I would review responses in three passes:
Pass 1: Eliminate obvious poor fits
Remove vendors that clearly miss a must-have workflow, integration, security requirement, or commercial constraint.
Pass 2: Prepare demo questions
Turn vague written answers into live proof requests for the demo:
- "Show us how that approval chain works."
- "Walk us through the export with a normal user account."
- "Demonstrate how quickly a new manager can build the weekly report."
Pass 3: Feed the shortlist into your scorecard
Use the RFP output as evidence inside your software evaluation scorecard, not as a replacement for it.
The RFP narrows the field. The demo shows product behavior. The pilot proves real fit.

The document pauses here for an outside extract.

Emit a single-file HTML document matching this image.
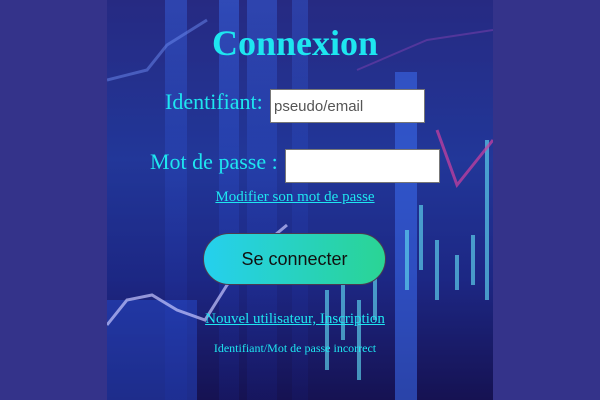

A simple rule for founders and lean teams
If your team is small, your RFP should be even simpler.
A founder-led buying process does not need enterprise theatre. It needs a one-page document that makes the shortlist smarter. The moment the RFP becomes a proxy for internal indecision, it stops helping.
Write the questions that protect the next decision. Skip the ones that only make the document look official.
That is the whole game.
FAQ
What is a software RFP?
A software RFP is a request for proposal sent to vendors before deeper evaluation. It explains the workflow, requirements, and buying context so vendors can respond in a comparable format.
How long should a software RFP be?
For most SaaS evaluations, one to three pages is enough for the first round. The goal is clarity, not procurement theatre.
Do small teams need an RFP?
Not always. Small teams can skip it for low-risk purchases. It becomes useful when multiple stakeholders, integrations, or meaningful contract value are involved.
What should happen after the RFP stage?
Shortlisted vendors should move into a structured demo and then, if the tool still looks viable, a focused pilot. That is where written claims meet real workflow evidence.
What is the difference between an RFP and a scorecard?
The RFP gathers structured vendor input before the demo. A scorecard helps your team compare options using consistent criteria during and after evaluation.